* BEGIN Records for this exercise *

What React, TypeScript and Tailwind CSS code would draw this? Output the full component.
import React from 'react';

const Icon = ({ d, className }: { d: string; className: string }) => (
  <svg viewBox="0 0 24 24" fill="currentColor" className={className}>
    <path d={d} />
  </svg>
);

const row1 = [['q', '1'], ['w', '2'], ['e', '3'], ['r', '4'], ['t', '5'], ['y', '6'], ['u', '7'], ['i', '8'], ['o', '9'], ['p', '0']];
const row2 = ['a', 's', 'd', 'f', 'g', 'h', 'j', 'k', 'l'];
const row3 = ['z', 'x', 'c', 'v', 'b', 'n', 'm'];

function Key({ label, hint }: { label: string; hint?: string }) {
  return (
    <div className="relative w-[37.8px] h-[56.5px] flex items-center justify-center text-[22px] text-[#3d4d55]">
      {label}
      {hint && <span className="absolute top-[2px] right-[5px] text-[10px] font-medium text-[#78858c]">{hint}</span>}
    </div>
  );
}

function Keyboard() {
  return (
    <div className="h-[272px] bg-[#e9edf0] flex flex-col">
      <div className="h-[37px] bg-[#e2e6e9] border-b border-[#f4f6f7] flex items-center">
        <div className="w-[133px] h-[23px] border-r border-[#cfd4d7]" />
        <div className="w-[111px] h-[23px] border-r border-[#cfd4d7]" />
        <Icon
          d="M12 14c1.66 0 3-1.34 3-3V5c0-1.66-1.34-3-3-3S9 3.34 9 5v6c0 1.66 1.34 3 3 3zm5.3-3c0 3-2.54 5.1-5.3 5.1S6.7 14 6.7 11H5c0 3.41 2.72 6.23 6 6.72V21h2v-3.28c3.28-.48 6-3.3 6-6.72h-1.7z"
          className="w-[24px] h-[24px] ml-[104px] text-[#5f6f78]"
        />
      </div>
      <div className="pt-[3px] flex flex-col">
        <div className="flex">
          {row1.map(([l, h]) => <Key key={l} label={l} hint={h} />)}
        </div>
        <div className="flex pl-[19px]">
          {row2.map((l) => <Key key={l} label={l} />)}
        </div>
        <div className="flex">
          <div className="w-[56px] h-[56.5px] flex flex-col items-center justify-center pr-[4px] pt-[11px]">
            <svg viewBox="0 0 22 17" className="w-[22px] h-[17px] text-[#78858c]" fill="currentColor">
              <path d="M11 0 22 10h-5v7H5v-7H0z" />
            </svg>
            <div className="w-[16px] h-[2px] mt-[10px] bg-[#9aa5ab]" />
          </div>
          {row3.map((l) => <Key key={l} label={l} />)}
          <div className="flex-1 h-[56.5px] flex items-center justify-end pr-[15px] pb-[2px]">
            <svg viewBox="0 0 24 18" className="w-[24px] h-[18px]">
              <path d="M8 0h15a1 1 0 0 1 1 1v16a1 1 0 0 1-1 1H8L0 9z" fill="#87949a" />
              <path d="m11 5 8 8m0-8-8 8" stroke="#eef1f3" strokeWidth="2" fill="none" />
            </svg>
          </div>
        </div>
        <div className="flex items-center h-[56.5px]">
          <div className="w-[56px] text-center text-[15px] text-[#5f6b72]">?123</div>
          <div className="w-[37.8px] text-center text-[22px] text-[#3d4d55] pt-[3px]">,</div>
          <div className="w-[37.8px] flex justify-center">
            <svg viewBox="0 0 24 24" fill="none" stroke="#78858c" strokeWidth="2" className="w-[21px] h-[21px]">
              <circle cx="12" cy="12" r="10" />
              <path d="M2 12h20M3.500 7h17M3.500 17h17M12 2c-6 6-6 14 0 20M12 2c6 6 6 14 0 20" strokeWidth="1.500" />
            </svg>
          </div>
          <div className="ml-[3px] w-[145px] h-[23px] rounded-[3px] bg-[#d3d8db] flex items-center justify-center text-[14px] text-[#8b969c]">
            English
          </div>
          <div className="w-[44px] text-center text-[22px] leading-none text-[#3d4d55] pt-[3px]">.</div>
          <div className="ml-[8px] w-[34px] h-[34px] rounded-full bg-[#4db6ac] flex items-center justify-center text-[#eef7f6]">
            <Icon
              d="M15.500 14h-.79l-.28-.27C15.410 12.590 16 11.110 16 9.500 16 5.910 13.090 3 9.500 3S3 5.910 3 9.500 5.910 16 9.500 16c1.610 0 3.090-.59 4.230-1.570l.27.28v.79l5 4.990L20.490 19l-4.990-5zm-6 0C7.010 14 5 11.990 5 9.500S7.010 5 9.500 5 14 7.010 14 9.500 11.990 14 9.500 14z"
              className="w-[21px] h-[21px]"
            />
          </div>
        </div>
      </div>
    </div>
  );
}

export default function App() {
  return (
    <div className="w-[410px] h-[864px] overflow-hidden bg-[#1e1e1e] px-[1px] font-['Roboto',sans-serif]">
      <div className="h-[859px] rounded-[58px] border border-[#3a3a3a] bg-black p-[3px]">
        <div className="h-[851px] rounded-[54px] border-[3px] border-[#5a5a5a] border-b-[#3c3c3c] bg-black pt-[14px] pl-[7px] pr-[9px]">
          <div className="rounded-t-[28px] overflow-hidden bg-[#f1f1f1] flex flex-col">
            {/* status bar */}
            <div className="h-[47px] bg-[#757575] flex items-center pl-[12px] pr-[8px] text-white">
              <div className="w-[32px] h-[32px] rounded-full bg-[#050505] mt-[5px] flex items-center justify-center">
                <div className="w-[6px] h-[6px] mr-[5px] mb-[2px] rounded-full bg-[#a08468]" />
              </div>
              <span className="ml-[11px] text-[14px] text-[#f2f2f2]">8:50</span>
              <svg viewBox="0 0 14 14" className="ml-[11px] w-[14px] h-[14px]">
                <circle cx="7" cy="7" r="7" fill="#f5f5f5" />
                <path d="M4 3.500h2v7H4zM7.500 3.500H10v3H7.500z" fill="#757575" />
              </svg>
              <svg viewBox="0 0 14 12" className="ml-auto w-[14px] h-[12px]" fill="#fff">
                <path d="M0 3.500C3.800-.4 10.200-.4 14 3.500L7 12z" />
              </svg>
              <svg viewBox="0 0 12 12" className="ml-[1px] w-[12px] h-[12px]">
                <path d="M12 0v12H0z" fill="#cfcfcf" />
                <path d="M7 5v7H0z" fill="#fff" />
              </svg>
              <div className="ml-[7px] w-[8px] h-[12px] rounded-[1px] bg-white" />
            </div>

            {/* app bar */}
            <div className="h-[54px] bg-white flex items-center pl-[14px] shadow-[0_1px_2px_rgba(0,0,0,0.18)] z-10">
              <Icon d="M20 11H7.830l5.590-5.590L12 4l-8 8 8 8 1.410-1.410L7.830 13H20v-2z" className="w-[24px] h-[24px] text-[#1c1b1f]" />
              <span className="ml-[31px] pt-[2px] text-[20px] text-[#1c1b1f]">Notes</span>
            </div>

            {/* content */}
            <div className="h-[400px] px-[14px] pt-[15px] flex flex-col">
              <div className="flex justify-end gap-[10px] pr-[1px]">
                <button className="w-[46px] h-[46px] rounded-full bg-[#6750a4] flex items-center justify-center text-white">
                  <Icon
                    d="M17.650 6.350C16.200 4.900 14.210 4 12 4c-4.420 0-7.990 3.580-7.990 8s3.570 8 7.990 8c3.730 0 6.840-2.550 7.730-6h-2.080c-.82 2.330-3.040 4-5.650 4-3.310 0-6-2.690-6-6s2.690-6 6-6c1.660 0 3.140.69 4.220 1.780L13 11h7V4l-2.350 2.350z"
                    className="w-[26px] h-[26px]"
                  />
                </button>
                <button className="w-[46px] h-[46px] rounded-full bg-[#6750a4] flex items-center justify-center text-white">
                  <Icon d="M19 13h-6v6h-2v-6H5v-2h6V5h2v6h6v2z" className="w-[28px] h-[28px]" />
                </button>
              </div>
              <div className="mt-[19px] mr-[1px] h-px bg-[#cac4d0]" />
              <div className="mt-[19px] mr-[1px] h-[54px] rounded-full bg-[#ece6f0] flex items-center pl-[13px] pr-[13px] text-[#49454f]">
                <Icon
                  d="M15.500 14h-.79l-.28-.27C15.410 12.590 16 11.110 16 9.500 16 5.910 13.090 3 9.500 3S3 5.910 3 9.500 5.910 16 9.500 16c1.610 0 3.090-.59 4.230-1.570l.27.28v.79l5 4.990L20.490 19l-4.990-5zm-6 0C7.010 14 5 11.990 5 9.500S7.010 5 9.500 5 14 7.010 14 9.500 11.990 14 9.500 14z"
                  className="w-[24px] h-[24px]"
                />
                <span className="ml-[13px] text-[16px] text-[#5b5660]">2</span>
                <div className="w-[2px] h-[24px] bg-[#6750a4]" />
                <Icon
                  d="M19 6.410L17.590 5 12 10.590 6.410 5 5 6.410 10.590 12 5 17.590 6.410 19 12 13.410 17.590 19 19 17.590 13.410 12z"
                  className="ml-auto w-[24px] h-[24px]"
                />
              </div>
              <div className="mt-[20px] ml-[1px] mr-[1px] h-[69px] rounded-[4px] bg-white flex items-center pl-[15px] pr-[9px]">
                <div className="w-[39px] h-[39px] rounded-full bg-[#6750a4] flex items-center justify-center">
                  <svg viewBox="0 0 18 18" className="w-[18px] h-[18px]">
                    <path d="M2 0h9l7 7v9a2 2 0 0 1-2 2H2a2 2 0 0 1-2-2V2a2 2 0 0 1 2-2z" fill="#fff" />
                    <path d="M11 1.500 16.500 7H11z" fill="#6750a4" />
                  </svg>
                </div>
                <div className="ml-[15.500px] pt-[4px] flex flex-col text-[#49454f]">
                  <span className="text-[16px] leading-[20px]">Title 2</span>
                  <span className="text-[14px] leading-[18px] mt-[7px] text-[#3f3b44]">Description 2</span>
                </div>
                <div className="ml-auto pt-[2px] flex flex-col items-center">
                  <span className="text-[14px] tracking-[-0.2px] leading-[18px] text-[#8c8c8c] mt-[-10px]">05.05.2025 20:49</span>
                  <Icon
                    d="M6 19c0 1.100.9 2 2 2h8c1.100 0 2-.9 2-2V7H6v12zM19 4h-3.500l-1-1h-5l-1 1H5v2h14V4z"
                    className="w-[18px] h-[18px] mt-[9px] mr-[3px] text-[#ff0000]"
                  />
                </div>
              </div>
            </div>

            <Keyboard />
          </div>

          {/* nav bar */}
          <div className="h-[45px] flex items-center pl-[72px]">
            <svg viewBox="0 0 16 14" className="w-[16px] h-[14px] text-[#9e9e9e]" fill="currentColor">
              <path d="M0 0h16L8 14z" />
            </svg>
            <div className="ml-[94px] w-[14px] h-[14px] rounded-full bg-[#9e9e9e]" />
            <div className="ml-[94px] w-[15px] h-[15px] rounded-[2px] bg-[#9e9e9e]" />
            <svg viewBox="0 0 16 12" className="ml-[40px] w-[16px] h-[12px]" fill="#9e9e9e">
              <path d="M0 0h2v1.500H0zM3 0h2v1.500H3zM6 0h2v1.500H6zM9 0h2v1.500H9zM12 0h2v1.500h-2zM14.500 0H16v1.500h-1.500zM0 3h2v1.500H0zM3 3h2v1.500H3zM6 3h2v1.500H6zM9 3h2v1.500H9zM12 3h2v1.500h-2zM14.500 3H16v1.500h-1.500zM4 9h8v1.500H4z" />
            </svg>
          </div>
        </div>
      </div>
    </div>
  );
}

* END Records for this exercise *
* BEGIN Records for this exercise *

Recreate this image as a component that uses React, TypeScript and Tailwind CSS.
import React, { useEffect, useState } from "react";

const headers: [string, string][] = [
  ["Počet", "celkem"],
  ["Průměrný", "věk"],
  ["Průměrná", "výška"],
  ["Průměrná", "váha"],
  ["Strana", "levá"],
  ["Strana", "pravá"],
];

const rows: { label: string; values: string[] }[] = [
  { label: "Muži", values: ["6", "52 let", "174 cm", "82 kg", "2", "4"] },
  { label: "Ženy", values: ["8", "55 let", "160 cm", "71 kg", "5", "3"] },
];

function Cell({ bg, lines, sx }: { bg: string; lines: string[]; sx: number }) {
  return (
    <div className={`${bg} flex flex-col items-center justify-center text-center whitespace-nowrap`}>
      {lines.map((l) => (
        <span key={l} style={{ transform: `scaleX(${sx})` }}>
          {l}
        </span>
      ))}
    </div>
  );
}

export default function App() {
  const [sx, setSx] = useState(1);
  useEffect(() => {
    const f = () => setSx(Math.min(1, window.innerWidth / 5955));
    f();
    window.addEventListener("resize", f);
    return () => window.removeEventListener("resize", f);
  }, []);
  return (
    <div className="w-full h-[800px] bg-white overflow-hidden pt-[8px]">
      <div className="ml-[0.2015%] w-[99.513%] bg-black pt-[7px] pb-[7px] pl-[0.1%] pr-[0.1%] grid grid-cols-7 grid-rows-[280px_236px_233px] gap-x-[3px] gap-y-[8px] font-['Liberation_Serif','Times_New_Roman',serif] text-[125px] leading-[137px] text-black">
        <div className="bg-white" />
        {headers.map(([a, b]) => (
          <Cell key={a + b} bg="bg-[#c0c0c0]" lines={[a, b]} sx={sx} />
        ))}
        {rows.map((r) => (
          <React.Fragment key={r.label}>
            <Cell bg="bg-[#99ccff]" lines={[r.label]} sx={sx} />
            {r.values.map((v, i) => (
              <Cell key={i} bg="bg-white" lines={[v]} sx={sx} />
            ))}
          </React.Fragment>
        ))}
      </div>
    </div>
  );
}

* END Records for this exercise *

Go through the material above and output exactly the lines from the one containing "What React, TypeScript" through the one containing "import React from 'react';".

■ Output ■
What React, TypeScript and Tailwind CSS code would draw this? Output the full component.
import React from 'react';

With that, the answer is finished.